Siblings played by Sarah Silverman, Michael C. Hall, Ben Schwartz, and Rainn Wilson
Alicia Witt who I had met in New York some years ago, plays Amy, Ron Rivkin’s young girlfriend who defends him to his family. She was so striking and so dedicated to her craft that I always knew she’d be successful, so I’m never surprised when I see her in something big.
One funny scene is when for some unknown reason, on his way to a book signing, Ben stops off for a Viagra-type injection and winds up with an erection that won’t go away. He has to show up and try to face an audience while hiding it as best he can, but he’s in agony, and his portrayal is hysterical. Fortunately in a fantasty-like solution, his ultra-hot P.R. assistant played by Kate Mara offers to help him get rid of it the “old-fashioned” way, … and it works!
She even offers to attend the father’s birthday party with him, as long as he doesn’t introduce her as his girlfriend. Very empowering to women! She helped him out, strictly out of the kindness of her heart!
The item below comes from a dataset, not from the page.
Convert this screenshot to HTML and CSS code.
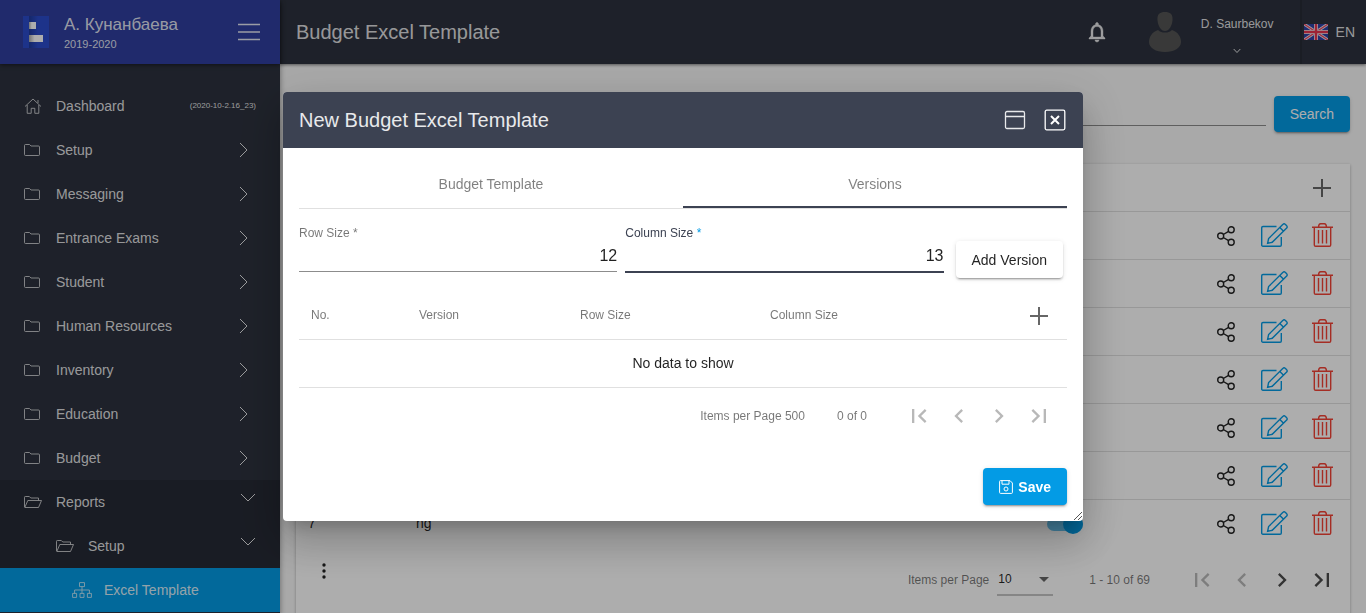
FILE: index.html
```html
<!DOCTYPE html>
<html lang="en">
<head>
<meta charset="utf-8">
<title>Budget Excel Template</title>
<link rel="stylesheet" href="styles.css">
</head>
<body>
<svg class="sprite" aria-hidden="true">
  <symbol id="folder" viewBox="0 0 18 16"><path d="M.5 3.500a1 1 0 0 1 1-1h4l1.500 1.500h7.500a1 1 0 0 1 1 1v7.500a1 1 0 0 1-1 1H1.500a1 1 0 0 1-1-1z"/></symbol>
  <symbol id="folder-open" viewBox="0 0 18 16"><path d="M.5 13V3.300a.8.8 0 0 1 .8-.8h4l1.500 1.500h7.700v2.500M.8 13.500l3-7h13.700l-3 7z"/></symbol>
  <symbol id="right" viewBox="0 0 16 16"><path d="M4 1l7 7-7 7"/></symbol>
  <symbol id="down" viewBox="0 0 16 16"><path d="M1 4l7 7 7-7"/></symbol>
  <symbol id="plus" viewBox="0 0 18 18"><path d="M9 0v18M0 9h18"/></symbol>
  <symbol id="share" viewBox="0 0 18 20"><circle cx="3.700" cy="10" r="3"/><circle cx="14.200" cy="3.800" r="3"/><circle cx="14.200" cy="16.200" r="3"/><path d="M6.300 8.500l5.300-3.200M6.300 11.500l5.300 3.200"/></symbol>
  <symbol id="edit" viewBox="0 0 27 24"><path d="M15.500 3.500H2a1.300 1.300 0 0 0-1.300 1.300v17A1.300 1.300 0 0 0 2 23.300h17a1.300 1.300 0 0 0 1.300-1.300v-8M6.600 20.300l1-4.800L22 1.300a1.500 1.500 0 0 1 2.200 0l1.500 1.500a1.500 1.500 0 0 1 0 2.200L11.200 19.300zM18.800 4.400l3.800 3.800"/></symbol>
  <symbol id="trash" viewBox="0 0 21 24"><path d="M0 4.200h21M6.500 4c.2-2.400.8-3.200 2-3.200h4c1.200 0 1.800.8 2 3.200M2.300 4.200V22a1.300 1.300 0 0 0 1.300 1.300h13.800a1.300 1.300 0 0 0 1.300-1.300V4.200M6.500 7v13.500M10.500 7v13.500M14.500 7v13.500"/></symbol>
  <symbol id="first" viewBox="0 0 24 24"><path d="M18.410 16.590L13.820 12l4.590-4.590L17 6l-6 6 6 6zM6 6h2v12H6z"/></symbol>
  <symbol id="prev" viewBox="0 0 24 24"><path d="M15.410 7.410L14 6l-6 6 6 6 1.410-1.410L10.830 12z"/></symbol>
  <symbol id="next" viewBox="0 0 24 24"><path d="M10 6L8.590 7.410 13.170 12l-4.580 4.590L10 18l6-6z"/></symbol>
  <symbol id="last" viewBox="0 0 24 24"><path d="M5.590 7.410L10.180 12l-4.590 4.590L7 18l6-6-6-6zM16 6h2v12h-2z"/></symbol>
</svg>

<div class="app">
  <aside class="sidebar">
    <div class="brand">
      <svg class="logo" viewBox="0 0 26 32" aria-hidden="true">
        <defs>
          <linearGradient id="lg"><stop offset="0" stop-color="#1e3a9c"/><stop offset="1" stop-color="#2c4ccc"/></linearGradient>
          <linearGradient id="lw"><stop offset="0" stop-color="#aaa"/><stop offset=".4" stop-color="#fff"/></linearGradient>
        </defs>
        <path fill="#2c4ccc" d="M0 0h26v32H0z"/><path fill="url(#lg)" d="M6 0h9v32H6z"/>
        <path fill="url(#lw)" d="M6 6h7v7H6z"/><path fill="url(#lw)" d="M6 19h14v7H6z"/>
      </svg>
      <div class="brand-text"><span class="school">А. Кунанбаева</span><span class="year">2019-2020</span></div>
      <button class="plain menu" aria-label="Toggle menu"><svg viewBox="0 0 22 18"><path d="M0 1.500h22M0 9h22M0 16.500h22"/></svg></button>
    </div>
    <nav class="nav">
      <a class="item" href="#"><svg class="nav-icon" viewBox="0 0 18 16"><path d="M1 8.500L9 1l8 7.500M3.200 7v8.300h4v-5h3.600v5h4V7M14 2v3"/></svg><span>Dashboard</span><small>(2020-10-2.16_23)</small></a>
      <a class="item" href="#"><svg class="nav-icon"><use href="#folder"/></svg><span>Setup</span><svg class="arrow"><use href="#right"/></svg></a>
      <a class="item" href="#"><svg class="nav-icon"><use href="#folder"/></svg><span>Messaging</span><svg class="arrow"><use href="#right"/></svg></a>
      <a class="item" href="#"><svg class="nav-icon"><use href="#folder"/></svg><span>Entrance Exams</span><svg class="arrow"><use href="#right"/></svg></a>
      <a class="item" href="#"><svg class="nav-icon"><use href="#folder"/></svg><span>Student</span><svg class="arrow"><use href="#right"/></svg></a>
      <a class="item" href="#"><svg class="nav-icon"><use href="#folder"/></svg><span>Human Resources</span><svg class="arrow"><use href="#right"/></svg></a>
      <a class="item" href="#"><svg class="nav-icon"><use href="#folder"/></svg><span>Inventory</span><svg class="arrow"><use href="#right"/></svg></a>
      <a class="item" href="#"><svg class="nav-icon"><use href="#folder"/></svg><span>Education</span><svg class="arrow"><use href="#right"/></svg></a>
      <a class="item" href="#"><svg class="nav-icon"><use href="#folder"/></svg><span>Budget</span><svg class="arrow"><use href="#right"/></svg></a>
      <div class="group">
        <a class="item" href="#"><svg class="nav-icon"><use href="#folder-open"/></svg><span>Reports</span><svg class="arrow open"><use href="#down"/></svg></a>
        <a class="item level-2" href="#"><svg class="nav-icon"><use href="#folder-open"/></svg><span>Setup</span><svg class="arrow open"><use href="#down"/></svg></a>
        <a class="item level-3 active" href="#"><svg class="nav-icon" viewBox="0 0 20 16"><path d="M7.500.6h5v4h-5zM.6 11.400h4v4h-4zM8 11.400h4v4H8zM15.400 11.400h4v4h-4zM10 4.600v6.800M2.600 11.400V8h14.800v3.400"/></svg><span>Excel Template</span></a>
      </div>
    </nav>
  </aside>

  <div class="page">
    <header class="topbar">
      <h1>Budget Excel Template</h1>
      <button class="plain bell" aria-label="Notifications"><svg viewBox="0 0 24 24"><path d="M12 22c1.100 0 2-.9 2-2h-4c0 1.100.9 2 2 2zm6-6v-5c0-3.070-1.630-5.640-4.500-6.320V4c0-.83-.67-1.500-1.500-1.500s-1.500.67-1.500 1.500v.68C7.640 5.360 6 7.920 6 11v5l-2 2v1h16v-1l-2-2zm-2 1H8v-6c0-2.480 1.510-4.500 4-4.500s4 2.020 4 4.500v6z"/></svg></button>
      <svg class="avatar" viewBox="0 0 32 40" aria-hidden="true"><path d="M16 0c5 0 8 2 7.500 8-.4 6-3.500 11-7.500 11S8.900 14 8.500 8C8 2 11 0 16 0z"/><path d="M9 18c2 2 4 2.500 7 2.500S21 20 23 18c6 2 9 7 9 12 0 6-7 10-16 10S0 36 0 30c0-5 3-10 9-12z"/></svg>
      <button class="plain user"><span>D. Saurbekov</span><svg viewBox="0 0 8 6"><path d="M.7 1L4 4.500 7.300 1"/></svg></button>
      <button class="plain lang">
        <svg viewBox="0 0 24 16" aria-hidden="true"><path fill="#2e42a5" stroke="none" d="M0 0h24v16H0z"/><path stroke="#e8e8f0" stroke-width="3" d="M0 0l24 16M24 0L0 16"/><path stroke="#f0405a" stroke-width="1.200" d="M0 0l24 16M24 0L0 16"/><path stroke="#e8e8f0" stroke-width="4" d="M12 0v16M0 8h24"/><path stroke="#e8344e" stroke-width="2.400" d="M12 0v16M0 8h24"/></svg>
        <span>EN</span>
      </button>
    </header>

    <main class="content">
      <form class="search">
        <input type="text" aria-label="Search">
        <button class="btn primary" type="button">Search</button>
      </form>
      <section class="card">
        <table class="grid templates">
          <colgroup><col class="c-no"><col><col class="c-toggle"><col class="c-action"><col class="c-action"><col class="c-action"><col class="c-end"></colgroup>
          <thead><tr><th></th><th></th><th></th><th></th><th></th><th class="action"><button class="plain" aria-label="Add"><svg class="plus"><use href="#plus"/></svg></button></th><th></th></tr></thead>
          <tbody>
            <tr><td></td><td></td><td></td><td class="action"><button class="plain" aria-label="Share"><svg class="share"><use href="#share"/></svg></button></td><td class="action"><button class="plain" aria-label="Edit"><svg class="edit"><use href="#edit"/></svg></button></td><td class="action"><button class="plain" aria-label="Delete"><svg class="trash"><use href="#trash"/></svg></button></td><td></td></tr>
            <tr><td></td><td></td><td></td><td class="action"><button class="plain" aria-label="Share"><svg class="share"><use href="#share"/></svg></button></td><td class="action"><button class="plain" aria-label="Edit"><svg class="edit"><use href="#edit"/></svg></button></td><td class="action"><button class="plain" aria-label="Delete"><svg class="trash"><use href="#trash"/></svg></button></td><td></td></tr>
            <tr><td></td><td></td><td></td><td class="action"><button class="plain" aria-label="Share"><svg class="share"><use href="#share"/></svg></button></td><td class="action"><button class="plain" aria-label="Edit"><svg class="edit"><use href="#edit"/></svg></button></td><td class="action"><button class="plain" aria-label="Delete"><svg class="trash"><use href="#trash"/></svg></button></td><td></td></tr>
            <tr><td></td><td></td><td></td><td class="action"><button class="plain" aria-label="Share"><svg class="share"><use href="#share"/></svg></button></td><td class="action"><button class="plain" aria-label="Edit"><svg class="edit"><use href="#edit"/></svg></button></td><td class="action"><button class="plain" aria-label="Delete"><svg class="trash"><use href="#trash"/></svg></button></td><td></td></tr>
            <tr><td></td><td></td><td></td><td class="action"><button class="plain" aria-label="Share"><svg class="share"><use href="#share"/></svg></button></td><td class="action"><button class="plain" aria-label="Edit"><svg class="edit"><use href="#edit"/></svg></button></td><td class="action"><button class="plain" aria-label="Delete"><svg class="trash"><use href="#trash"/></svg></button></td><td></td></tr>
            <tr><td></td><td></td><td></td><td class="action"><button class="plain" aria-label="Share"><svg class="share"><use href="#share"/></svg></button></td><td class="action"><button class="plain" aria-label="Edit"><svg class="edit"><use href="#edit"/></svg></button></td><td class="action"><button class="plain" aria-label="Delete"><svg class="trash"><use href="#trash"/></svg></button></td><td></td></tr>
            <tr><td>7</td><td>ng</td><td class="toggle-cell"><input class="toggle" type="checkbox" checked aria-label="Active"></td><td class="action"><button class="plain" aria-label="Share"><svg class="share"><use href="#share"/></svg></button></td><td class="action"><button class="plain" aria-label="Edit"><svg class="edit"><use href="#edit"/></svg></button></td><td class="action"><button class="plain" aria-label="Delete"><svg class="trash"><use href="#trash"/></svg></button></td><td></td></tr>
          </tbody>
        </table>
        <footer class="card-foot">
          <button class="plain more" aria-label="More"><svg viewBox="0 0 4 16"><circle cx="2" cy="2" r="1.700"/><circle cx="2" cy="8" r="1.700"/><circle cx="2" cy="14" r="1.700"/></svg></button>
          <div class="pager">
            <label for="size">Items per Page</label>
            <span class="select"><select id="size"><option>10</option></select></span>
            <span class="range">1 - 10 of 69</span>
            <button class="plain" disabled aria-label="First page"><svg><use href="#first"/></svg></button>
            <button class="plain" disabled aria-label="Previous page"><svg><use href="#prev"/></svg></button>
            <button class="plain" aria-label="Next page"><svg><use href="#next"/></svg></button>
            <button class="plain" aria-label="Last page"><svg><use href="#last"/></svg></button>
          </div>
        </footer>
      </section>
    </main>
  </div>
</div>

<div class="backdrop">
  <section class="dialog" role="dialog" aria-labelledby="dialog-title">
    <header class="dialog-head">
      <h2 id="dialog-title">New Budget Excel Template</h2>
      <button class="plain" aria-label="Maximize"><svg viewBox="0 0 22 22"><rect x="1.500" y="2.500" width="19" height="17" rx="1.500"/><path d="M1.500 7.500h19"/></svg></button>
      <button class="plain close" aria-label="Close"><svg viewBox="0 0 22 22"><rect x="1.200" y="1.200" width="19.600" height="19.600" rx="1.500"/><path d="M7 7l8 8M15 7l-8 8" stroke-width="2"/></svg></button>
    </header>
    <div class="dialog-body">
      <div class="tabs" role="tablist">
        <button class="plain tab" role="tab">Budget Template</button>
        <button class="plain tab selected" role="tab" aria-selected="true">Versions</button>
      </div>
      <form class="sizes">
        <div class="field"><label for="rows">Row Size *</label><input id="rows" type="text" inputmode="numeric" value="12"></div>
        <div class="field focused"><label for="cols">Column Size <span>*</span></label><input id="cols" type="text" inputmode="numeric" value="13"></div>
        <button class="btn" type="button">Add Version</button>
      </form>
      <table class="grid versions">
        <colgroup><col class="c-no"><col class="c-version"><col class="c-rows"><col><col class="c-add"></colgroup>
        <thead><tr><th>No.</th><th>Version</th><th>Row Size</th><th>Column Size</th><th class="action"><button class="plain" aria-label="Add"><svg class="plus"><use href="#plus"/></svg></button></th></tr></thead>
        <tbody><tr><td class="empty" colspan="5">No data to show</td></tr></tbody>
      </table>
      <div class="pager">
        <span>Items per Page 500</span>
        <span class="range">0 of 0</span>
        <button class="plain" disabled aria-label="First page"><svg><use href="#first"/></svg></button>
        <button class="plain" disabled aria-label="Previous page"><svg><use href="#prev"/></svg></button>
        <button class="plain" disabled aria-label="Next page"><svg><use href="#next"/></svg></button>
        <button class="plain" disabled aria-label="Last page"><svg><use href="#last"/></svg></button>
      </div>
      <div class="actions">
        <button class="btn primary save"><svg viewBox="0 0 14 14"><path d="M1.500.6h9.500l2.400 2.400v9.500a.9.9 0 0 1-.9.9h-11a.9.9 0 0 1-.9-.9v-11a.9.9 0 0 1 .9-.9zM3 .6v3.600h7V.6"/><circle cx="7" cy="9" r="2"/></svg><span>Save</span></button>
      </div>
    </div>
    <svg class="grip" viewBox="0 0 10 10" aria-hidden="true"><path d="M1 9L9 1M5 9l4-4"/></svg>
  </section>
</div>
</body>
</html>
```
FILE: styles.css
```css
* { box-sizing: border-box; }
body {
  margin: 0;
  height: 100vh;
  overflow: hidden;
  background: #fafafa;
  color: rgba(0, 0, 0, .87);
  font: 14px/20px "Liberation Sans", Arial, sans-serif;
}
svg { display: block; fill: none; stroke: currentColor; }
.sprite { position: absolute; width: 0; height: 0; }
.plain {
  display: flex;
  align-items: center;
  justify-content: center;
  padding: 0;
  border: 0;
  background: none;
  color: inherit;
  font: inherit;
}
.app { display: flex; height: 100vh; }

/* Sidebar */
.sidebar {
  flex: none;
  width: 280px;
  background: #2d323e;
  color: rgba(255, 255, 255, .87);
  box-shadow: 0 3px 6px rgba(0, 0, 0, .4);
  z-index: 2;
}
.brand {
  display: flex;
  align-items: center;
  height: 64px;
  padding: 0 20px 0 23px;
  background: #303f9f;
  box-shadow: 0 1px 4px rgba(0, 0, 0, .5);
}
.logo { width: 26px; height: 32px; stroke: none; }
.brand-text { display: flex; flex: 1; flex-direction: column; margin-left: 15px; padding-top: 4px; }
.school { font-size: 17px; line-height: 20px; }
.year { font-size: 11px; line-height: 18px; }
.menu svg { width: 22px; height: 18px; stroke-width: 1.5; }
.nav { padding-top: 20px; }
.item {
  display: flex;
  align-items: center;
  height: 44px;
  padding: 0 24px;
  color: inherit;
  text-decoration: none;
}
.item span { flex: 1; }
.item small { font-size: 8px; }
.nav-icon { width: 18px; height: 16px; margin-right: 14px; opacity: .8; }
.arrow { width: 16px; height: 16px; margin-right: 4px; }
.arrow.open { margin: 0 0 8px; }
.group { background: rgba(0, 0, 0, .14); }
.level-2 { padding-left: 56px; }
.level-3 { padding-left: 72px; }
.level-3 .nav-icon { width: 20px; margin-right: 12px; }
.active { background: #039be5; }

/* Top bar */
.page { display: flex; flex: 1; flex-direction: column; min-width: 0; }
.topbar {
  display: flex;
  flex: none;
  align-items: center;
  height: 64px;
  padding-left: 16px;
  background: #2d323e;
  color: rgba(255, 255, 255, .87);
  box-shadow: 0 1px 3px rgba(0, 0, 0, .5);
}
.topbar h1 { flex: 1; margin: 0; font-size: 20px; line-height: 24px; font-weight: normal; }
.bell svg { width: 24px; height: 24px; fill: currentColor; stroke-width: .4; }
.avatar { width: 32px; height: 40px; margin: 0 20px 0 40px; fill: #555; stroke: none; }
.user { flex-direction: column; gap: 16px; margin-right: 26px; padding-top: 6px; font-size: 12px; line-height: 16px; }
.user svg { width: 8px; height: 6px; }
.lang { align-self: stretch; gap: 8px; padding: 0 11px 0 2px; border-left: 2px solid #272b35; }
.lang svg { width: 24px; height: 16px; }

/* Content */
.content { flex: 1; min-height: 0; padding: 32px 16px 0; }
.search { display: flex; gap: 8px; margin-bottom: 32px; }
.search input {
  flex: 1;
  height: 30px;
  padding: 0;
  border: 0;
  border-bottom: 1px solid #8c8c8c;
  background: none;
  font: inherit;
}
.btn {
  display: flex;
  align-items: center;
  justify-content: center;
  height: 36px;
  padding: 0 16px;
  border: 0;
  border-radius: 4px;
  background: #fff;
  color: rgba(0, 0, 0, .87);
  font: inherit;
  box-shadow: 0 3px 1px -2px rgba(0, 0, 0, .2), 0 2px 2px rgba(0, 0, 0, .14), 0 1px 5px rgba(0, 0, 0, .12);
}
.primary { background: #039be5; color: #fff; }
.card { background: #fff; box-shadow: 0 1px 3px rgba(0, 0, 0, .3); }
.grid { width: 100%; border-collapse: separate; border-spacing: 0; table-layout: fixed; }
.grid th, .grid td {
  height: 48px;
  padding: 0 12px 2px;
  border-bottom: 1px solid #e0e0e0;
  text-align: left;
}
.grid th { color: rgba(0, 0, 0, .54); font-size: 12px; font-weight: normal; }
.grid .action { padding: 0; }
.action .plain { width: 100%; height: 47px; }
.templates .edit, .templates .trash { margin-bottom: 1px; }
.templates tr:last-child td { border-bottom-color: transparent; }
.c-no { width: 108px; }
.c-toggle { width: 155px; }
.c-action { width: 48px; }
.c-end { width: 4px; }
.c-version { width: 161px; }
.c-rows { width: 190px; }
.c-add { width: 56px; }
.plus { width: 18px; height: 18px; stroke-width: 2; color: rgba(0, 0, 0, .6); }
.share { width: 18px; height: 20px; stroke-width: 1.4; color: #222; }
.edit { width: 27px; height: 24px; stroke-width: 1.4; color: #039be5; }
.trash { width: 21px; height: 24px; stroke-width: 1.4; color: #f44336; }
.grid .toggle-cell { padding: 0; }
.toggle {
  display: flex;
  align-items: center;
  justify-content: flex-end;
  width: 36px;
  height: 14px;
  margin: 0;
  border-radius: 7px;
  appearance: none;
  background: #68c3ef;
}
.toggle::before { content: ""; width: 20px; height: 20px; border-radius: 50%; background: #039be5; flex: none; }
.card-foot {
  display: flex;
  align-items: center;
  justify-content: space-between;
  height: 72px;
  padding: 0 8px 8px 16px;
}
.more { width: 24px; height: 40px; margin-bottom: 18px; }
.more svg { width: 4px; height: 16px; fill: currentColor; stroke: none; }
.pager {
  display: flex;
  align-items: center;
  justify-content: flex-end;
  color: rgba(0, 0, 0, .54);
  font-size: 12px;
}
.pager .plain { width: 40px; height: 40px; color: rgba(0, 0, 0, .7); }
.pager .plain:disabled { color: rgba(0, 0, 0, .28); }
.pager svg { width: 28px; height: 28px; fill: currentColor; stroke: none; }
.range { margin: 0 32px; }
.select {
  display: flex;
  align-items: center;
  width: 56px;
  height: 32px;
  margin: 0 4px 0 8px;
  border-bottom: 2px solid #c4c4c4;
}
.select::after { content: ""; margin-right: 4px; border: 5px solid transparent; border-top-color: #666; border-bottom: 0; }
.select select {
  flex: 1;
  padding: 0 1px;
  border: 0;
  appearance: none;
  background: none;
  color: rgba(0, 0, 0, .87);
  font: inherit;
}

/* Dialog */
.backdrop {
  position: fixed;
  inset: 0;
  z-index: 10;
  display: flex;
  align-items: center;
  justify-content: center;
  background: rgba(0, 0, 0, .32);
}
.dialog {
  position: relative;
  width: 800px;
  max-width: 100%;
  overflow: hidden;
  border-radius: 4px;
  background: #fff;
  box-shadow: 0 11px 15px -7px rgba(0, 0, 0, .2), 0 24px 38px 3px rgba(0, 0, 0, .14), 0 9px 46px 8px rgba(0, 0, 0, .12);
}
.dialog-head {
  display: flex;
  align-items: center;
  gap: 18px;
  height: 56px;
  padding: 0 17px 0 16px;
  background: #3c4252;
  color: #e8e9eb;
}
.dialog-head h2 { flex: 1; margin: 0; font-size: 20px; line-height: 24px; font-weight: normal; }
.dialog-head svg { width: 22px; height: 22px; stroke-width: 1.3; }
.dialog-head .close { color: #fff; }
.dialog-body { padding: 12px 16px 16px; }
.tabs { display: flex; border-bottom: 1px solid #e0e0e0; }
.tab { flex: 1; height: 48px; padding-top: 2px; color: rgba(0, 0, 0, .5); border-bottom: 2px solid transparent; }
.tab.selected { border-bottom-color: #3c4252; }
.sizes { display: flex; align-items: flex-start; gap: 8px; padding: 16px 0 14px; }
.sizes .btn { height: 37px; margin: 16px 4px 0; }
.field { display: flex; flex: 1; flex-direction: column; min-width: 0; }
.field label { color: rgba(0, 0, 0, .54); font-size: 12px; line-height: 16px; }
.field input {
  width: 100%;
  height: 31px;
  padding: 0;
  border: 0;
  border-bottom: 1px solid #8c8c8c;
  background: none;
  color: rgba(0, 0, 0, .87);
  font: inherit;
  font-size: 16px;
  text-align: right;
}
.focused label { color: #3c4252; }
.focused label span { color: #039be5; }
.focused input { height: 32px; border-bottom: 2px solid #3c4252; }
.grid .empty { text-align: center; }
.dialog .pager { height: 56px; padding-right: 8px; }
.actions { display: flex; justify-content: flex-end; margin-top: 24px; }
.save { gap: 5px; height: 37px; font-weight: bold; }
.save svg { width: 14px; height: 14px; }
.grip { position: absolute; right: 0; bottom: 0; width: 10px; height: 10px; color: #555; }
```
The film screened at the Toronto and Austin film fests last fall, and IFC Films will release it March 25. So Ben and Sarah showed up at The Friars to do a Q&A after the film. Sarah’s so above all that. She never seems comfortable with that kind of stuff.
Sarah Silverman holding the i-Phone with which she proceeded to take my picture!
But while they were in front of the room answering questions, and people were snapping photos of her, she took out her camera and said, ” I’m gonna take a picture of Jeffrey Gurian”, and snapped a photo of me sitting up front. It was very unexpected, and very funny. I hope somebody was shooting video so I can get a copy! Michael Caputo, I’m calling you about this!!! (LOL)
Then I decided to ask my own question for the Q&A, so I asked Ben how he prepared for the erection scene, and he said he was very proud of his erection work, and tried to stay hard for a few weeks in order to prepare.
It was a fun evening and I look forward to attending the next film that Charlie has coming up.